By now you have encountered a number of bugs in your projects and you’ve developed your own methods for debugging. Here I hope just to offer a few more methods and tools you can use.
Syntactic bugs
When writing a paper we often have typos and, at times, syntactic errors.
Here I’ve written a simple blink an LED program loaded with errors:
When I check the syntax of the program by clicking on the checkmark icon …
I get an error message displayed.
It says ‘redled’ was not declared in this scope and sure enough, when I declared the variable in line 1 it was redLed with a capital L, but on line 4 it was with a lowercase L —redled.
That error pane can be expanded by dragging the upper edge upward. In the expanded view we can see all our errors.
The next error is
errors:9:17: error: 'redlde' was not declared in this scope
the 9 after the word errors refers to the line number of the error. On line 9 we can see that I have a typo.
As you can see it is useful to expand the error pane.
The code uploads fine but doesn’t work as expected.
Syntactic errors are the most common but also are the easiest to fix. If your code uploads fine but doesn’t work as expected you’ll need to determine whether it is a hardware or software problem.
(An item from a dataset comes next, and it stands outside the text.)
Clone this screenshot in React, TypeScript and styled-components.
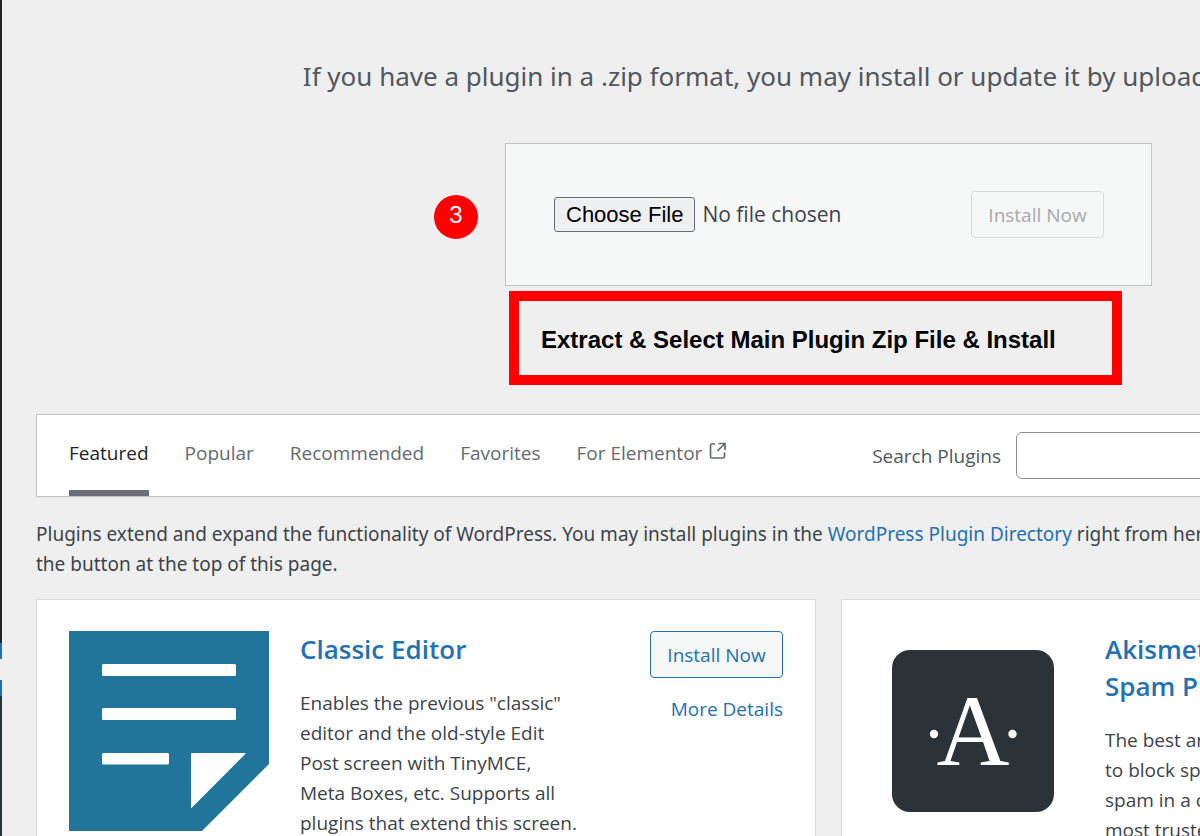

Errors are inevitable and you have a choice. You can either
- view the errors as frustrating roadblocks that are near impossible to fix.
- or view them as an interesting, fun, puzzle to solve and think “I can do this”
If you spent hours trying to figure out your bug and are just getting more and more frustrated, have someone else look at your circuit and code with fresh eyes.
When the circuit contains multiple components: buttons and LEDs, a light sensor and a buzzer, it is useful to determine which component and its associated code has the error. This is where the serial monitor comes in.
The serial monitor
The serial monitor has multiple uses outside of debugging but we will focus on its use as a debugging tool.
When we are programming the Arduino Uno we have a cable connecting our laptop to the Uno. That cable allows us to send the code we wrote on our laptop to the Arduino and supplies power to the Arduino. It can also be used to communicate between your laptop and the Arduino. Your laptop and the Arduino can send messages back and forth. This connection is called a serial connection, serial meaning sending one bit of information after another. If we want to send the word hello from the Arduino to our laptop, it first sends the h followed by the e, followed by the l and so on. Serially. In order to do this, one thing the laptop and the Arduino need to agree on is how fast to send the letters and this is called baud rate meaning how many bits per second are we sending. In the Arduino code we set the baud rate with.
Serial.begin(9600);
Here we set the baud rate to be 9,600 bits per second, which amazingly enough, is on the very slow side. If we want to send information to our laptop we use:
int msg = 143;
Serial.println("hello");
Serial.println(msg);
println stands for print line. On our laptop this will print:
hello
143
As you can see println prints each item on its own line.
Here is a simple program:
void setup(){
Serial.begin(9600);
}
void loop(){
Serial.println("Hello");
delay(1000);
Serial.println("World);
delay(1000):
}
After we upload the code it will be running on the Arduino.
Now we want to see the messages on our laptop. To do that we will open a serial monitor window. As the name suggests, the code will monitor the serial connection and print the messages to the window. We open the window in our Arduino editor by clicking on the magnifying glass icon in the upper right:
It will open up a window showing the messages the Arduino sent:
By default, the window should be set to 9600 baud as shown in the lower right of the window. If it is not, you can select 9600.
This is all fine but what does it have to do with debugging? Let’s look at a simple example,
Let’s go back to our button code where if we press a button an LED light goes on:
int led = 13;
int pushButton = 3;
void setup() {
pinMode(led, OUTPUT);
pinMode(pushButton, INPUT_PULLUP);
}
void loop() {
// if button is pressed
if (digitalRead(pushButton) == LOW){
// turn on the LED
digitalWrite(led, HIGH);
} else {
// else
// turn off the led
digitalWrite(led, LOW);
}
}
We upload the code and it doesn’t work. Is the button side of things incorrect or is it a problem with the LED? We can add Serial.println to help isolate the error.
int led = 13;
int pushButton = 3;
void setup() {
pinMode(led, OUTPUT);
pinMode(pushButton, INPUT_PULLUP);
Serial.begin(9600);
}
void loop() {
// if button is pressed
if (digitalRead(pushButton) == LOW){
// turn on the LED
Serial.println("Button Pressed);
digitalWrite(led, HIGH);
} else {
// else
// turn off the led
Serial.println("Buton Not Pressed);
digitalWrite(led, LOW);
}
}
Now when we press the button and see Button Pressed in the serial monitor, we know the button works correctly and there is a problem on the LED side of things. On the other hand if we see Button Not Pressed when we press the button, we know there is a problem with the button.
This is a very simple example, but as we develop more complex circuits and code with a lot of
if ...
...
else if ...
...
else if ...
...
else if ...
...
else ...
...
This Serial.println method becomes more useful. We will see this in the next experiment using potentiometers.